Just like the 5 whys you can simply whatever you are looking at into smaller and smaller concepts by repeatedly asking the “what is it?” question. Step 1 is a process of deconstruction. You are summarising everything you know or need to know about a problem.
Step 2 helps clarify if what you are looking at is important to solve right now. It might be important for someone else but not for you. It might be important to you but not just yet. Once you have explored this question you might be tempted to start asking the 5-whys, where, who, when and even more whats and hows. But this would be a mistake. This would be like diving down the rabbit hole like Alice in C.S. Lewis’s in Alice in Wonderland.
Before we go into problem solving mode we must choose just three options to explore in great depth. Why three? Because if we choose more than three we risk overloading ourselves and as we learnt earlier this can cause fear and inaction.
So pick three. It doesn’t necessarily matter which three. If you want you can rank and prioritise the elements and then decide. But if you are hesitating just roll a dice. You must pick three and then get deeply curious about those. Expand upon three topics related to the thing you are uncertain about. Ask more questions. Look for examples, case studies and stories to help you remember and understand more deeply.

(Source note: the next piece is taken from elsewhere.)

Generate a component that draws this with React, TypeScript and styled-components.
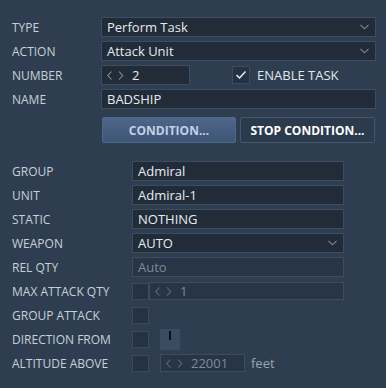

So we have talked about three root causes of fear and tactics to overcome them. The uncertainty of real life can appear as simply as the arrival of an invitation to a party. We learnt about how using the 3-step recipe for action. How asking questions about the source of uncertainty can reduce the chances of becoming frozen by fear and inaction. We learnt how we can avoid the fate of the hapless overloaded donkey by reducing our batchsize and choosing no more than three topics to focus on at a time.
And when things feel a bit overwhelming or uncertain we can be be on the lookout for change and newness that can blur our vision. It may be lurking nearby. By isolating what feels new to us we take the first step toward understanding and defining a source of our fears and taking action on them.